**Code that builds pages:**
↓

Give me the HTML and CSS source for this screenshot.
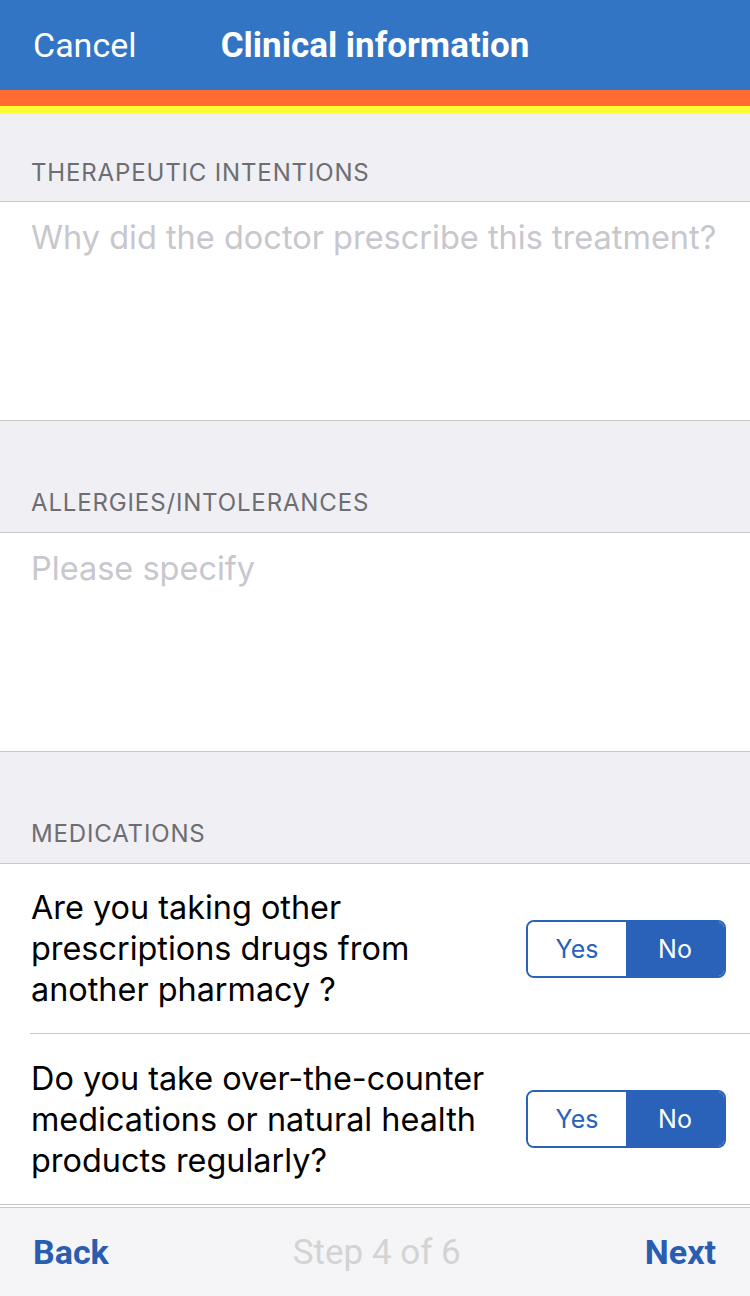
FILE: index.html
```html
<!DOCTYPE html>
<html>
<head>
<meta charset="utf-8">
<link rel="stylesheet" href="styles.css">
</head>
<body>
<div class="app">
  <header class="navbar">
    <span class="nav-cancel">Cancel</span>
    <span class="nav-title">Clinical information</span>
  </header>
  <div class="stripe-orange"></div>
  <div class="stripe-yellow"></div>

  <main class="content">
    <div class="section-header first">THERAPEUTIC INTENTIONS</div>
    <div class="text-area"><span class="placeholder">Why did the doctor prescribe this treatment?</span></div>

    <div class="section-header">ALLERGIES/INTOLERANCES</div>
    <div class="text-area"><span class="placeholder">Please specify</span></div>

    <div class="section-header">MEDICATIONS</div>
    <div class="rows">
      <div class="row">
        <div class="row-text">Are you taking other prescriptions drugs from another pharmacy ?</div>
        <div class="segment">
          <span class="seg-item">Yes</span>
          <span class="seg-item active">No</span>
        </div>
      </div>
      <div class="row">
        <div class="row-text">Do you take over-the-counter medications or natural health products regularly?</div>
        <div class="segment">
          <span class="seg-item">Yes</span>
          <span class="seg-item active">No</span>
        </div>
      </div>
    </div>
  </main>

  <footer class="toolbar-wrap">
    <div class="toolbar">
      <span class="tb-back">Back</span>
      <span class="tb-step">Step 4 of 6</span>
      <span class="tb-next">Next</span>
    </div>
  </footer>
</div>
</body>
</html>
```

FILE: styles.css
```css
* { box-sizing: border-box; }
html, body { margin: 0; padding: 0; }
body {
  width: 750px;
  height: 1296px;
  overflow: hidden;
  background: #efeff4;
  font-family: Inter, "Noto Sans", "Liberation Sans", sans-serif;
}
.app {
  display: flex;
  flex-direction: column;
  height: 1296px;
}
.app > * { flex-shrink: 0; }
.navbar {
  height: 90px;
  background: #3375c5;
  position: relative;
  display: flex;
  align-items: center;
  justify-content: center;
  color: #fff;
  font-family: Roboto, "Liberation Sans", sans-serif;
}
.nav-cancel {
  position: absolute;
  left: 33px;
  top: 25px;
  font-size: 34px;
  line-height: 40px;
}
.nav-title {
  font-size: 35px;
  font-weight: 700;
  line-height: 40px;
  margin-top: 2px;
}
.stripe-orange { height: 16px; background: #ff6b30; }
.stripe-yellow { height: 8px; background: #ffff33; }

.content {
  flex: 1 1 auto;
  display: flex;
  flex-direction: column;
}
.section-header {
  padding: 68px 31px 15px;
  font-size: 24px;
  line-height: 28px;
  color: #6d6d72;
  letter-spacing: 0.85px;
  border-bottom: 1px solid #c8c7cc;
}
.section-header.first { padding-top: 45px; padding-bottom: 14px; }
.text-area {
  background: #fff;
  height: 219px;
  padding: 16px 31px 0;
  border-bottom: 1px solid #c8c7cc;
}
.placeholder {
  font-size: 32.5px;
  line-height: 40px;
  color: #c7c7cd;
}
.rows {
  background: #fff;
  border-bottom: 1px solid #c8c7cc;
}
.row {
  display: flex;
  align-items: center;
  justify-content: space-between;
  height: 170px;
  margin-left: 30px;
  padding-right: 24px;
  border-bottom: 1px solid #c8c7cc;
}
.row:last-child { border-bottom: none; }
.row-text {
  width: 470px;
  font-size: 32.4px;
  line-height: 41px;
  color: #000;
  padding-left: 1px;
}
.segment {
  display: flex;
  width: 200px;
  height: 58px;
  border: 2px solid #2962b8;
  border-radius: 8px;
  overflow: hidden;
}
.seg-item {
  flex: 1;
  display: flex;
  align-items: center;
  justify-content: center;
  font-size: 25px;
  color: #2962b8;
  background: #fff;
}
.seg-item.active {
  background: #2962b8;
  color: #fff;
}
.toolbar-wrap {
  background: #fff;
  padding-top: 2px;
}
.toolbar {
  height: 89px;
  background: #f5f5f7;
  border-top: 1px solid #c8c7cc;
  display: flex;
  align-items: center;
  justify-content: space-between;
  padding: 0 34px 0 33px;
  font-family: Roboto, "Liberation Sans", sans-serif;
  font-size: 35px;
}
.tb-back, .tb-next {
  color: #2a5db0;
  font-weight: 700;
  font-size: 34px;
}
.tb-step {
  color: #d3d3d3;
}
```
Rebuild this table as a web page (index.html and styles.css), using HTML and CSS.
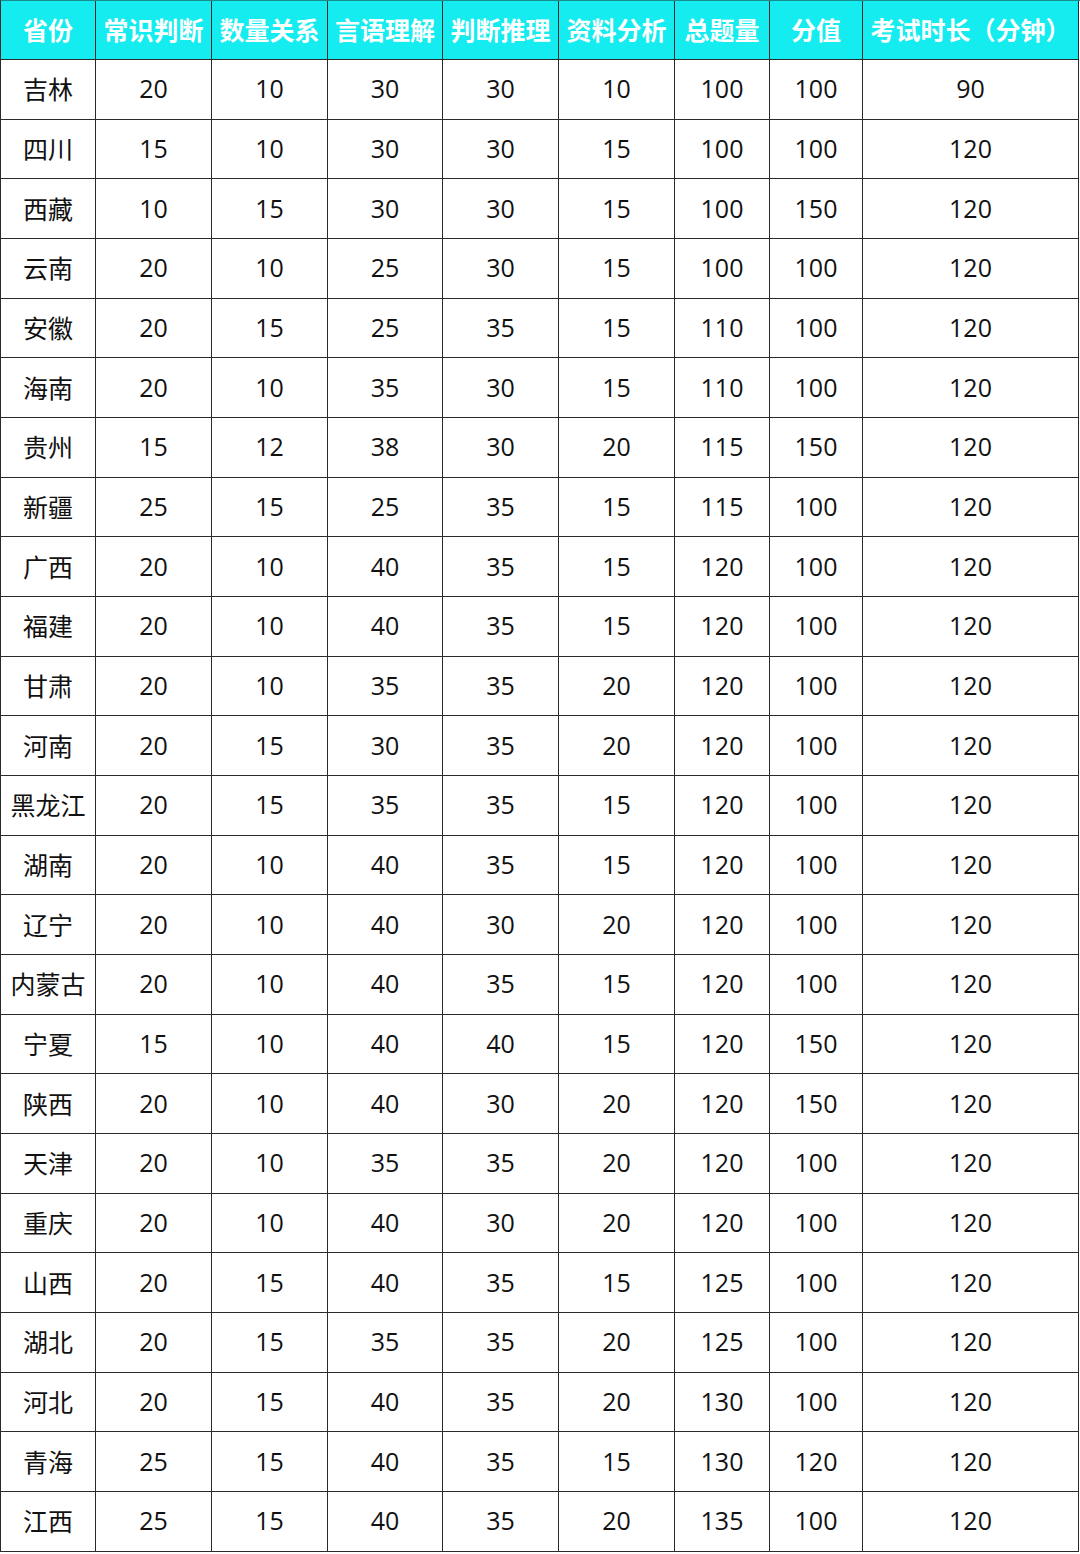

↑

**Exercise task:**
Tally the lines containing "styles". Provide the number without any other words.

**Full answer:**
3